#### [Work required]
Skip the pictures. Transcribe the rest of the data below without changing a word.
# Data start
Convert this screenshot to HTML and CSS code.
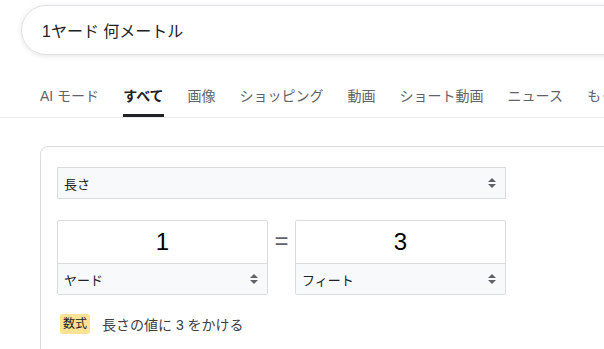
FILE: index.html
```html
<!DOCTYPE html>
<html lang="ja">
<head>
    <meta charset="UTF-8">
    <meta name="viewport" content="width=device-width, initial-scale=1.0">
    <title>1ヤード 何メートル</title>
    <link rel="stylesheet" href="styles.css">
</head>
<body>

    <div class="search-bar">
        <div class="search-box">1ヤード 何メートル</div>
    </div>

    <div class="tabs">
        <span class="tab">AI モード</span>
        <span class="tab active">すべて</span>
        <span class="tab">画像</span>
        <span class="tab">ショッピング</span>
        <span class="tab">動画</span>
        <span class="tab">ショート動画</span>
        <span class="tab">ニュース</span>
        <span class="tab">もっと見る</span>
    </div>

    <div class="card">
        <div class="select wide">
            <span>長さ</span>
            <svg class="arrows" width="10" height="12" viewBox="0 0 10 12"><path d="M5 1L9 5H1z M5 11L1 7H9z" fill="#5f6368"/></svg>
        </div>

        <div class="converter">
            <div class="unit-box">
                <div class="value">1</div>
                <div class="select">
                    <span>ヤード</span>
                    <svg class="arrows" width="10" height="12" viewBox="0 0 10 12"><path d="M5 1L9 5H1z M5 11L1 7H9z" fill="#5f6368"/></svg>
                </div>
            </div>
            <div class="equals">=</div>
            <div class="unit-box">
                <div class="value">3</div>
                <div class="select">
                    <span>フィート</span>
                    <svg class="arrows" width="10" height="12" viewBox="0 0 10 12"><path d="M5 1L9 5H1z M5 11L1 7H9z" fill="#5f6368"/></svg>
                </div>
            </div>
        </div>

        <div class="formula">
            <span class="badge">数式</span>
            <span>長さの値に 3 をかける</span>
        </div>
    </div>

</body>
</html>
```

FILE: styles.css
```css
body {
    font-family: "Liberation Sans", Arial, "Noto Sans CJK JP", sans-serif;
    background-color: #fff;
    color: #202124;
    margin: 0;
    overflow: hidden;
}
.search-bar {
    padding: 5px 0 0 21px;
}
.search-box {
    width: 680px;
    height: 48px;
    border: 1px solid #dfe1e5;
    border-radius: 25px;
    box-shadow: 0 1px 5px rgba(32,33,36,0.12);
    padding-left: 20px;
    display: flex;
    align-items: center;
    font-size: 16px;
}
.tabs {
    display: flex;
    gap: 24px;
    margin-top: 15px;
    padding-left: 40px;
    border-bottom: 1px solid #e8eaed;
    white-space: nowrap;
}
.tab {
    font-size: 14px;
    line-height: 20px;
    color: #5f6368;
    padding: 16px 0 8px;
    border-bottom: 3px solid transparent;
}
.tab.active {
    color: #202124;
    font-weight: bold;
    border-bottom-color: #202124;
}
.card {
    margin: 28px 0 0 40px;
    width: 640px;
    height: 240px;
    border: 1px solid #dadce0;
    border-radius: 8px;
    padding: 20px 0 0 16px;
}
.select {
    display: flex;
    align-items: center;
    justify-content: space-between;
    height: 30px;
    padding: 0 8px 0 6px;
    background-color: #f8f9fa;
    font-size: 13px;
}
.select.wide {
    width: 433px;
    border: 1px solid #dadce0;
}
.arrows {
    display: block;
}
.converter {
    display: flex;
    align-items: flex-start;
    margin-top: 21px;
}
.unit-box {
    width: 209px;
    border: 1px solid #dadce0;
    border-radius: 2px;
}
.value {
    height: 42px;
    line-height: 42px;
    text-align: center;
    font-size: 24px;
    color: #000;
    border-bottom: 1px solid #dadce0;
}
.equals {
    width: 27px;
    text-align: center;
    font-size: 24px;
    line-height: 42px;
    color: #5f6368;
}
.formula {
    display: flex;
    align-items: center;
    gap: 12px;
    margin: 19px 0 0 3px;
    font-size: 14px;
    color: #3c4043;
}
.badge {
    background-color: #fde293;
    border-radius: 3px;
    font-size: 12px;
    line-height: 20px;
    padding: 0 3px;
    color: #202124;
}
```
# Data end
#### [Answer]
Convert this screenshot to HTML and CSS code.
FILE: index.html
```html
<!DOCTYPE html>
<html lang="ja">
<head>
    <meta charset="UTF-8">
    <meta name="viewport" content="width=device-width, initial-scale=1.0">
    <title>1ヤード 何メートル</title>
    <link rel="stylesheet" href="styles.css">
</head>
<body>

    <div class="search-bar">
        <div class="search-box">1ヤード 何メートル</div>
    </div>

    <div class="tabs">
        <span class="tab">AI モード</span>
        <span class="tab active">すべて</span>
        <span class="tab">画像</span>
        <span class="tab">ショッピング</span>
        <span class="tab">動画</span>
        <span class="tab">ショート動画</span>
        <span class="tab">ニュース</span>
        <span class="tab">もっと見る</span>
    </div>

    <div class="card">
        <div class="select wide">
            <span>長さ</span>
            <svg class="arrows" width="10" height="12" viewBox="0 0 10 12"><path d="M5 1L9 5H1z M5 11L1 7H9z" fill="#5f6368"/></svg>
        </div>

        <div class="converter">
            <div class="unit-box">
                <div class="value">1</div>
                <div class="select">
                    <span>ヤード</span>
                    <svg class="arrows" width="10" height="12" viewBox="0 0 10 12"><path d="M5 1L9 5H1z M5 11L1 7H9z" fill="#5f6368"/></svg>
                </div>
            </div>
            <div class="equals">=</div>
            <div class="unit-box">
                <div class="value">3</div>
                <div class="select">
                    <span>フィート</span>
                    <svg class="arrows" width="10" height="12" viewBox="0 0 10 12"><path d="M5 1L9 5H1z M5 11L1 7H9z" fill="#5f6368"/></svg>
                </div>
            </div>
        </div>

        <div class="formula">
            <span class="badge">数式</span>
            <span>長さの値に 3 をかける</span>
        </div>
    </div>

</body>
</html>
```

FILE: styles.css
```css
body {
    font-family: "Liberation Sans", Arial, "Noto Sans CJK JP", sans-serif;
    background-color: #fff;
    color: #202124;
    margin: 0;
    overflow: hidden;
}
.search-bar {
    padding: 5px 0 0 21px;
}
.search-box {
    width: 680px;
    height: 48px;
    border: 1px solid #dfe1e5;
    border-radius: 25px;
    box-shadow: 0 1px 5px rgba(32,33,36,0.12);
    padding-left: 20px;
    display: flex;
    align-items: center;
    font-size: 16px;
}
.tabs {
    display: flex;
    gap: 24px;
    margin-top: 15px;
    padding-left: 40px;
    border-bottom: 1px solid #e8eaed;
    white-space: nowrap;
}
.tab {
    font-size: 14px;
    line-height: 20px;
    color: #5f6368;
    padding: 16px 0 8px;
    border-bottom: 3px solid transparent;
}
.tab.active {
    color: #202124;
    font-weight: bold;
    border-bottom-color: #202124;
}
.card {
    margin: 28px 0 0 40px;
    width: 640px;
    height: 240px;
    border: 1px solid #dadce0;
    border-radius: 8px;
    padding: 20px 0 0 16px;
}
.select {
    display: flex;
    align-items: center;
    justify-content: space-between;
    height: 30px;
    padding: 0 8px 0 6px;
    background-color: #f8f9fa;
    font-size: 13px;
}
.select.wide {
    width: 433px;
    border: 1px solid #dadce0;
}
.arrows {
    display: block;
}
.converter {
    display: flex;
    align-items: flex-start;
    margin-top: 21px;
}
.unit-box {
    width: 209px;
    border: 1px solid #dadce0;
    border-radius: 2px;
}
.value {
    height: 42px;
    line-height: 42px;
    text-align: center;
    font-size: 24px;
    color: #000;
    border-bottom: 1px solid #dadce0;
}
.equals {
    width: 27px;
    text-align: center;
    font-size: 24px;
    line-height: 42px;
    color: #5f6368;
}
.formula {
    display: flex;
    align-items: center;
    gap: 12px;
    margin: 19px 0 0 3px;
    font-size: 14px;
    color: #3c4043;
}
.badge {
    background-color: #fde293;
    border-radius: 3px;
    font-size: 12px;
    line-height: 20px;
    padding: 0 3px;
    color: #202124;
}
```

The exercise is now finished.